The order also does not entitle the association to immediate possession of the common properties. Because rule 9.130 is the supreme court’s policy statement regarding a district court’s jurisdiction to hear enumerated non-final orders, we narrowly construe its scope. Cf. Travelers Ins. Co. v. Bruns, 443 So. 2d 959, 961 (Fla. 1984) (“The thrust of rule 9.130 is to restrict the number of appealable nonfinal orders.”); Reeves v. Fleetwood Homes of Fla., Inc., 889 So. 2d 812, 819 (Fla. 2004) (interpreting “rule 9.130(a)(3)(C)(v) . . . narrowly”); Citizens Prop. Ins. Corp. v. San Perdido Ass’n, Inc., 104 So. 3d 344, 348 (Fla. 2012) (explaining how the court “makes policy determinations” when it sets out “which categories of non-final orders are appealable to the district courts”); see also Walker v. Fla. Gas Transmission Co., LLC, 134 So. 3d 571, 572 (Fla. 1st DCA 2014) (concluding that “the
3 categories of non-final orders subject to interlocutory appeal are narrowly construed” (citing Bruns, 443 So. 2d at 961)).

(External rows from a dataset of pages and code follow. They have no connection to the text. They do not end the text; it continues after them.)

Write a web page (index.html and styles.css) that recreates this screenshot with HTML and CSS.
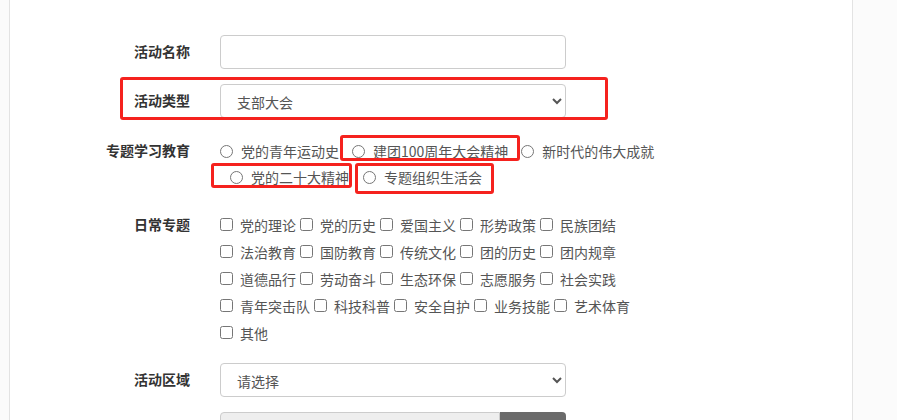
FILE: index.html
```html
<!DOCTYPE html>
<html lang="zh-CN">
<head>
<meta charset="utf-8">
<title>活动</title>
<link rel="stylesheet" href="styles.css">
</head>
<body>
<div class="page">
  <form class="form">
    <div class="row row-input">
      <label class="lbl">活动名称</label>
      <div class="ctl"><input class="field" type="text"></div>
    </div>
    <div class="row row-input">
      <label class="lbl">活动类型</label>
      <div class="ctl">
        <select class="field select">
          <option>支部大会</option>
        </select>
      </div>
    </div>
    <div class="row row-radio">
      <label class="lbl lbl-line">专题学习教育</label>
      <div class="ctl choices">
        <div class="line">
          <label class="opt"><input type="radio" name="zt"><span>党的青年运动史</span></label>
          <label class="opt"><input type="radio" name="zt"><span>建团100周年大会精神</span></label>
          <label class="opt"><input type="radio" name="zt"><span>新时代的伟大成就</span></label>
        </div>
        <div class="line line-indent">
          <label class="opt"><input type="radio" name="zt"><span>党的二十大精神</span></label>
          <label class="opt"><input type="radio" name="zt"><span>专题组织生活会</span></label>
        </div>
      </div>
    </div>
    <div class="row row-check">
      <label class="lbl lbl-check">日常专题</label>
      <div class="ctl checks">
        <div class="cline">
          <label class="chk"><input type="checkbox"><span>党的理论</span></label>
          <label class="chk"><input type="checkbox"><span>党的历史</span></label>
          <label class="chk"><input type="checkbox"><span>爱国主义</span></label>
          <label class="chk"><input type="checkbox"><span>形势政策</span></label>
          <label class="chk"><input type="checkbox"><span>民族团结</span></label>
        </div>
        <div class="cline">
          <label class="chk"><input type="checkbox"><span>法治教育</span></label>
          <label class="chk"><input type="checkbox"><span>国防教育</span></label>
          <label class="chk"><input type="checkbox"><span>传统文化</span></label>
          <label class="chk"><input type="checkbox"><span>团的历史</span></label>
          <label class="chk"><input type="checkbox"><span>团内规章</span></label>
        </div>
        <div class="cline">
          <label class="chk"><input type="checkbox"><span>道德品行</span></label>
          <label class="chk"><input type="checkbox"><span>劳动奋斗</span></label>
          <label class="chk"><input type="checkbox"><span>生态环保</span></label>
          <label class="chk"><input type="checkbox"><span>志愿服务</span></label>
          <label class="chk"><input type="checkbox"><span>社会实践</span></label>
        </div>
        <div class="cline">
          <label class="chk"><input type="checkbox"><span>青年突击队</span></label>
          <label class="chk"><input type="checkbox"><span>科技科普</span></label>
          <label class="chk"><input type="checkbox"><span>安全自护</span></label>
          <label class="chk"><input type="checkbox"><span>业务技能</span></label>
          <label class="chk"><input type="checkbox"><span>艺术体育</span></label>
        </div>
        <div class="cline">
          <label class="chk"><input type="checkbox"><span>其他</span></label>
        </div>
      </div>
    </div>
    <div class="row row-input row-area">
      <label class="lbl">活动区域</label>
      <div class="ctl">
        <select class="field select">
          <option>请选择</option>
        </select>
      </div>
    </div>
    <div class="row row-input">
      <span class="lbl"></span>
      <div class="ctl group">
        <input class="field field-ro" type="text" readonly>
        <button type="button" class="group-btn" aria-label="选择"></button>
      </div>
    </div>
  </form>
</div>

<div class="mark mark-1"></div>
<div class="mark mark-2"></div>
<div class="mark mark-3"></div>
<div class="mark mark-4"></div>
</body>
</html>
```

FILE: styles.css
```css
* { box-sizing: border-box; }

html, body {
  margin: 0;
  height: 100%;
  overflow: hidden;
}

body {
  background: #fbfbfb;
  font-family: "Noto Sans CJK SC", "Noto Sans", sans-serif;
  font-size: 14px;
  color: #555;
}

.page {
  margin-left: 9px;
  width: 844px;
  height: 420px;
  background: #fff;
  border-left: 1px solid #e3e3e3;
  border-right: 1px solid #e3e3e3;
  padding-top: 35px;
  overflow: hidden;
}

.form {
  display: flex;
  flex-direction: column;
}

.row {
  display: flex;
  align-items: flex-start;
}

.row-input { margin-bottom: 15px; }
.row-input .lbl { line-height: 33px; }

.lbl {
  width: 180px;
  margin-right: 30px;
  text-align: right;
  font-weight: bold;
  color: #333;
  flex: none;
}

.ctl { flex: none; width: 346px; }

.field {
  display: block;
  width: 346px;
  height: 34px;
  border: 1px solid #ccc;
  border-radius: 4px;
  background: #fff;
  padding: 6px 12px;
  font-family: inherit;
  font-size: 14px;
  color: #555;
}

.select { padding-left: 12px; }

/* radio group */
.row-radio { margin-top: 5px; }
.lbl-line { line-height: 25px; }
.choices { width: 460px; }

.line {
  display: flex;
  align-items: center;
  height: 26px;
  gap: 13px;
}
.line-indent { padding-left: 10px; gap: 14px; }

.opt {
  display: inline-flex;
  align-items: center;
  line-height: 26px;
  white-space: nowrap;
}
.opt input {
  margin: 0 8px 0 0;
  width: 13px;
  height: 13px;
}

/* checkbox group */
.row-check { margin-top: 21px; }
.lbl-check { line-height: 26px; }
.checks { width: 460px; }

.cline {
  display: flex;
  align-items: center;
  height: 27px;
  gap: 4px;
}

.chk {
  display: inline-flex;
  align-items: center;
  white-space: nowrap;
}
.chk input {
  margin: 0 7px 0 0;
  width: 13px;
  height: 13px;
}

.row-area { margin-top: 17px; }

/* input group */
.group { display: flex; }
.field-ro {
  width: 280px;
  background: #eee;
  border-radius: 4px 0 0 4px;
}
.group-btn {
  width: 66px;
  height: 34px;
  border: none;
  background: #6b6b6b;
  border-radius: 0 4px 4px 0;
}

/* red annotation boxes */
.mark {
  position: absolute;
  border: 3px solid #f5221e;
  border-radius: 3px;
}
.mark-1 { left: 120px; top: 77px; width: 488px; height: 43px; }
.mark-2 { left: 340px; top: 135px; width: 180px; height: 26px; }
.mark-3 { left: 211px; top: 163px; width: 141px; height: 25px; }
.mark-4 { left: 355px; top: 163px; width: 139px; height: 31px; }
```
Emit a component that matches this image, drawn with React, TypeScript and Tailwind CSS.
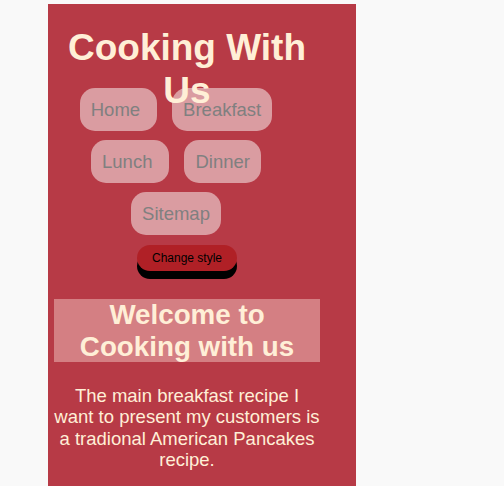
import React from "react";

export default function App() {
  const cream = "text-[#ffefd7]";
  return (
    <div className="min-h-screen bg-[#f9f9f9] pt-[4px] font-['Liberation_Sans',Arial,sans-serif]">
      <div className="ml-[48px] w-[308px] min-h-[500px] bg-[#b73a46] pl-[6px] pr-[36px] pt-[23px]">
        <h1 className={`relative z-10 h-[61px] text-center text-[37px] font-bold leading-[1.15] ${cream}`}>
          Cooking With Us
        </h1>
        <nav className="ml-[12px] w-[220px] flex flex-wrap justify-center gap-x-[15px] gap-y-[9px]">
          <a className="flex h-[43px] items-center rounded-[15px] bg-[#da9ca1] pl-[11px] pr-[17px] text-[18.5px] text-[#808080]">Home</a>
          <a className="flex h-[43px] items-center rounded-[15px] bg-[#da9ca1] px-[11px] text-[18.5px] text-[#808080]">Breakfast</a>
          <a className="flex h-[43px] items-center rounded-[15px] bg-[#da9ca1] pl-[11px] pr-[17px] text-[18.5px] text-[#808080]">Lunch</a>
          <a className="flex h-[43px] items-center rounded-[15px] bg-[#da9ca1] px-[11px] text-[18.5px] text-[#808080]">Dinner</a>
          <a className="flex h-[43px] items-center rounded-[15px] bg-[#da9ca1] px-[11px] text-[18.5px] text-[#808080]">Sitemap</a>
        </nav>
        <div className="mt-[10px] flex justify-center">
          <button className="h-[26px] w-[100px] rounded-full bg-[#b02026] text-[12px] text-black shadow-[0_8px_0_#000]">
            Change style
          </button>
        </div>
        <h2 className={`mt-[28px] h-[63px] bg-[#d47f83] text-center text-[27.75px] font-bold leading-[31.5px] ${cream}`}>
          Welcome to Cooking with us
        </h2>
        <p className={`mt-[23px] text-center text-[18.5px] leading-[1.15] ${cream}`}>
          The main breakfast recipe I want to present my customers is a tradional American Pancakes recipe.
        </p>
      </div>
    </div>
  );
}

To be appealable under rule 9.130(a)(3)(C)(ii), an order must determine the “right to immediate possession of property” in a manner like the three examples it lists: pre-judgment “writs of replevin, garnishment, [and] attachment.” These writs are not remedies; they do not serve to execute on judgments. Rather, each effects a seizure of property and brings it within the jurisdiction of the court to preserve it while the litigation proceeds. See Art. V, § 5(b), Fla. Const. (granting the circuit court the authority to issue “all writs necessary or proper to the complete exercise of [its] jurisdiction”); cf. §§ 76.03, 76.08, Fla. Stat. (prejudgment writ of attachment); § 77.031, Fla. Stat. (prejudgment writ of garnishment); § 78.068, Fla. Stat. (“prejudgment writ of replevin”); see also McMurrain v. Fason, 573 So. 2d 915, 917 (Fla. 1st DCA 1990) (describing operation of a prejudgment writ of replevin to provide “immediate possession of the inventory”); Cerna v. Swiss Bank Corp. (Overseas), S.A., 503 So. 2d 1297, 1298 (Fla. 3d DCA 1987) (describing purpose of prejudgment writ of attachment to preserve property); Garel & Jacobs, P.A. v. Wick, 683 So. 2d 184, 186 (Fla.